October 17th, 2009

20111112, Marilee

Winter Weather

This is pretty unusual -- this cold and rain -- but next week will be better. We didn't eat out after bookgroup today because some folks were sick, one was babysitting her newborn granddaughter, and the rest of us were not sufficiently motivated. I was also not sufficiently motivated to cook or even zap, so I drove by Popeye's.
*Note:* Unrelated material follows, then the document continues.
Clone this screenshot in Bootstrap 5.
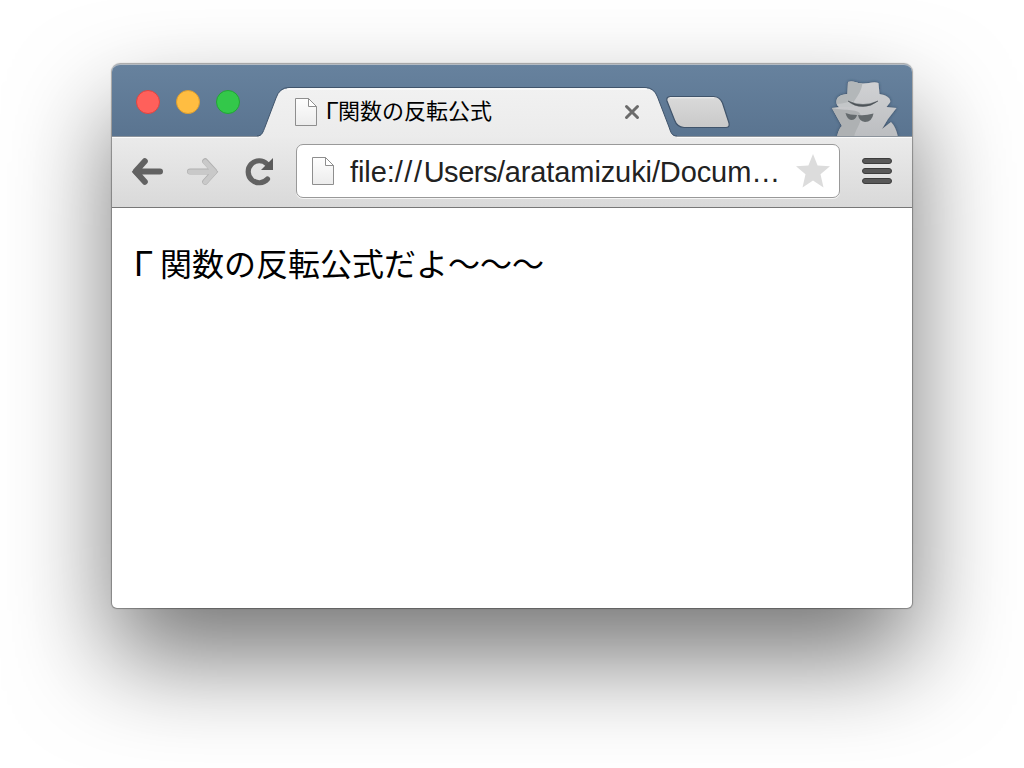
<!DOCTYPE html>
<html lang="ja">
<head>
<meta charset="utf-8">
<meta name="viewport" content="width=device-width, initial-scale=1">
<title>Γ関数の反転公式</title>
<link href="https://cdn.jsdelivr.net/npm/bootstrap@5.3.0/dist/css/bootstrap.min.css" rel="stylesheet">
<style>
body{background:#fff;height:768px;overflow:hidden;padding:64px 112px 0;font-family:"Liberation Sans","Noto Sans CJK JP",sans-serif;color:#000}
.window{width:800px;height:544px;border-radius:8px 8px 5px 5px;background:#fff;box-shadow:0 0 1px 1px rgba(0,0,0,.32),0 50px 100px rgba(0,0,0,.54)}
.titlebar{height:72px;background:linear-gradient(#67829e,#5a7490);border-radius:8px 8px 0 0;box-shadow:inset 0 2px 0 -1px #b4bbc3;padding-left:24px}
.light{width:24px;height:24px;border-radius:50%;border:1px solid}
.light-close{background:#ff605b;border-color:#e0443f}
.light-min{background:#ffbd41;border-color:#dd9d2f}
.light-max{background:#33c84a;border-color:#22a535}
.tab{width:420px;height:50px;margin:22px 0 0 17px;padding:0 38px 0 37px}
.tab-shape{left:0;top:0}
.tab-title{font-size:22px;line-height:32px;margin-left:8px;position:relative;white-space:nowrap}
.title-gamma{font-family:Inter,"Liberation Sans",sans-serif;font-size:22.5px;width:12px;line-height:30px}
.new-tab{margin:31px 0 0 -13px}
.toolbar{height:72px;background:linear-gradient(#ebebeb,#d9d9d9);border-bottom:1px solid #777;box-shadow:inset 0 1px 0 #8d949c,inset 0 2px 0 #fbfbfb;padding:8px 19px 9px 19px}
.address{width:544px;height:54px;margin-left:19px;background:#fff;border:1px solid #999;border-radius:7px;box-shadow:0 1px 0 #f5f5f5;padding:0 9px 0 14px}
.url{font-size:29px;line-height:34px;padding-top:2px;color:#222;margin-left:15px;white-space:nowrap;letter-spacing:-.1px}
.slashes{letter-spacing:1.6px}
.host{letter-spacing:-.45px}
.content{padding:37px 16px 0;font-size:32px;line-height:40px}
.content p{white-space:nowrap}
.gamma{width:32px;padding-left:6px;font-family:Inter,"Liberation Sans",sans-serif;font-size:34px;line-height:38px}
svg{display:block;flex:none}
</style>
</head>
<body>
<svg width="0" height="0" class="position-absolute" aria-hidden="true">
<defs>
<linearGradient id="paper" x2="0" y2="1"><stop stop-color="#fefefe"/><stop offset="1" stop-color="#ececec"/></linearGradient>
<linearGradient id="tabfill" x2="0" y2="1"><stop stop-color="#f1f1f1"/><stop offset="1" stop-color="#ebebeb"/></linearGradient>
<linearGradient id="newfill" x2="0" y2="1"><stop stop-color="#dadada"/><stop offset="1" stop-color="#c9c9c9"/></linearGradient>
<symbol id="page" viewBox="0 0 24 30"><path d="M1.500 1.500H14.500L22.500 9.500V28.500H1.500Z" fill="url(#paper)" stroke="#8e8e8e"/><path d="M14.500 1.500V9.500H22.500Z" fill="#fff" stroke="#8e8e8e"/></symbol>
</defs>
</svg>
<main class="window">
  <header class="titlebar d-flex">
    <div class="d-flex" style="gap:16px;margin-top:26px">
      <span class="light light-close"></span><span class="light light-min"></span><span class="light light-max"></span>
    </div>
    <div class="tab d-flex position-relative">
      <svg class="tab-shape position-absolute" width="420" height="52" viewBox="257 86 420 52">
        <path d="M257 136.500C262 136.500 263 132 265 127L276 98Q279.500 88 289 88H645Q654 88 657.500 97L669 127C671 133 672 136.500 677 136.500V139H257Z" fill="url(#tabfill)"/>
        <path d="M257 136C262 136 263 132 265 127L276 98Q279.500 87.500 289 87.500H645Q654 87.500 657.500 97L669 127C671 133 672 136 677 136" fill="none" stroke="#40546b"/>
        <path d="M287 89H647" stroke="#fff"/>
      </svg>
      <svg class="position-relative" width="24" height="30" style="margin-top:11px"><use href="#page"/></svg>
      <span class="tab-title" style="margin-top:10px"><span class="title-gamma d-inline-block">Γ</span>関数の反転公式</span>
      <svg class="ms-auto position-relative" width="18" height="18" viewBox="0 0 18 18" style="margin-top:17px;margin-right:-2px"><path d="M3.500 3.500L14.500 14.500M14.500 3.500L3.500 14.500" stroke="#6b6b6b" stroke-width="3" stroke-linecap="round"/></svg>
    </div>
    <svg class="new-tab" width="68" height="36" viewBox="664 95 68 36"><path d="M670 96.500H714Q720 97 722.500 103L729 123Q730 127.500 726 127.500H684Q677 127 674.500 120L667 101Q666 97 670 96.500Z" fill="url(#newfill)" stroke="#40546b" stroke-width="1.200"/><path d="M670 97.800H714" stroke="#eee"/></svg>
    <svg class="ms-auto" width="72" height="58" viewBox="829 78 72 58" style="margin-top:14px;margin-right:11px">
      <defs>
        <linearGradient id="coat" x2="0" y2="1"><stop stop-color="#d2d3d5"/><stop offset="1" stop-color="#bbbdc0"/></linearGradient>
        <filter id="glow" x="-20%" y="-20%" width="140%" height="140%"><feDropShadow dx="0" dy="0" stdDeviation="1.500" flood-color="#26394d" flood-opacity=".8"/></filter>
        <clipPath id="spy"><path d="M848 82C853 80 858 84 863 83.500C869 83.500 874 81 878.500 83L879.500 94C887 95 891.500 99 890 102.500L886.500 107L896.500 108L888 119L882 129L891 122Q896 127 898 137H837Q838.500 129 842 126L832 108L839.500 107C836.500 106 835.500 101 837.500 98C840 95 844 94.500 847.500 94Z"/></clipPath>
      </defs>
      <g filter="url(#glow)"><g clip-path="url(#spy)">
        <path d="M829 78H902V138H829Z" fill="url(#coat)"/>
        <path d="M829 78H862C864 88 858 95 853 103Q846 107 839 105H829Z" fill="#b3b7b9"/>
        <path d="M836 104C845 104 849 101 853 101V107H836Z" fill="#c3c6c8"/>
        <path d="M829 107C843 112 860 107 861 116C861 125 855 129 854 138H829Z" fill="#aeb1b3"/>
      </g></g>
      <path d="M848 101Q863 108 878 101Q871 106.500 863 106.500Q854 106.500 848 101Z" fill="#4d5358" stroke="#4d5358" stroke-width=".5"/>
      <path d="M845.500 113Q850 115 857 115Q856 120 851 120Q847 119 845.500 113ZM858 115Q865 116 873.500 113.500Q872 122 865 122Q859 121 858 115Z" fill="#646a6d"/>
    </svg>
  </header>
  <nav class="toolbar d-flex align-items-center">
    <svg width="34" height="32" viewBox="131 155 34 32" stroke="#626262" stroke-linecap="round" stroke-linejoin="round"><path d="M144.800 161.200L135.500 171.500L144.800 181.800M136 171.500H160" fill="none" stroke-width="6"/><path d="M132.800 171.500L140 164V179Z" fill="#626262" stroke-width="1"/></svg>
    <svg width="34" height="32" viewBox="186 155 34 32" style="margin-left:21px" fill="none" stroke-linecap="round" stroke-linejoin="round"><g stroke="#b0b0b0" stroke-width="6"><path d="M205.200 161.200L214.500 171.500L205.200 181.800M213 171.500H190"/></g><path d="M217.200 171.500L210 164V179Z" fill="#b0b0b0" stroke="#b0b0b0"/><g stroke="#c9c9c9" stroke-width="4.800"><path d="M205.200 161.800L214.500 171.800L205.200 182M213 171.800H190"/></g><path d="M216.500 171.800L210 165V178.500Z" fill="#c9c9c9"/></svg>
    <svg width="34" height="32" viewBox="243 155 34 32" style="margin-left:23px"><path d="M267.500 179A11 11 0 1 1 267 164" fill="none" stroke="#626262" stroke-width="5.200" stroke-linecap="round"/><path d="M273 158V170H261Z" fill="#5a5a5a"/></svg>
    <div class="address d-flex align-items-center">
      <svg width="24" height="32" viewBox="0 0 24 31"><use href="#page" width="24" height="31"/></svg>
      <span class="url">file:<span class="slashes">///</span><span class="host">Users/</span>aratamizuki/Docum…</span>
      <svg class="ms-auto" width="34" height="34" viewBox="0 0 34 34"><path d="M17 0L21.600 11.500L34 12.300L24.500 20.300L27.500 33.500L17 26.500L6.500 33.500L9.500 20.300L0 12.300L12.400 11.500Z" fill="#dcdcdc"/></svg>
    </div>
    <svg class="ms-auto" width="32" height="28" viewBox="0 0 32 28"><g fill="#585858" stroke="#3d3d3d"><rect x="1.500" y="1.500" width="29" height="5" rx="2.500"/><rect x="1.500" y="11.500" width="29" height="5" rx="2.500"/><rect x="1.500" y="21.500" width="29" height="5" rx="2.500"/></g></svg>
  </nav>
  <section class="content"><p class="mb-0"><span class="gamma d-inline-block">Γ</span>関数の反転公式だよ〜〜〜</p></section>
</main>
<script src="https://cdn.jsdelivr.net/npm/bootstrap@5.3.0/dist/js/bootstrap.bundle.min.js"></script>
</body>
</html>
In the line in front of me was a Toyota Sienna with one of those DVD screens. I'd never seen one in person before, just in commercials, and it was clear enough that I could see it was the talking-cars movie. The minivan was also covered with Clemson stickers and artifacts, including the Virginia Clemson license plate.
20111112, Marilee

American Gods by Neil Gaiman

This was the bookgroup book this month and most of us enjoyed it. Didn't think it was fabulous, but not bad, either. I think I had more and broader knowledge of mythology than any of the others (some kept looking online) and that made the book easier for me than for them. (My mother had a book set on mythology and I was supposed to get it when she died, but my evil stepmother threw it away.)

The stated theme of the book is that gods that have come over from Europe are being forgotten, which will make them die, and new gods of technology and such will take over. There has to be a battle. But we see lies and disagreements at many levels as our protagonist, Shadow, is the Man Friday for one of the main gods. Shadow gets set up to be that assistant, and because of what's done to set him up, he does a lot of things he wouldn't have otherwise. There are some sidetrips that I thought were more relevant than the other folks did -- most of them contributed to other parts of stories -- but don't expect the book to have a solid plot.

ETA: I had the odd experience that every night I read parts that had some sort of link to things in real life. For example, look here for TNH's take on James Arthur Ray's sweatlodge event and you'll see something very similar to the book. I believe this is coincidence, which worries me a bit about the world.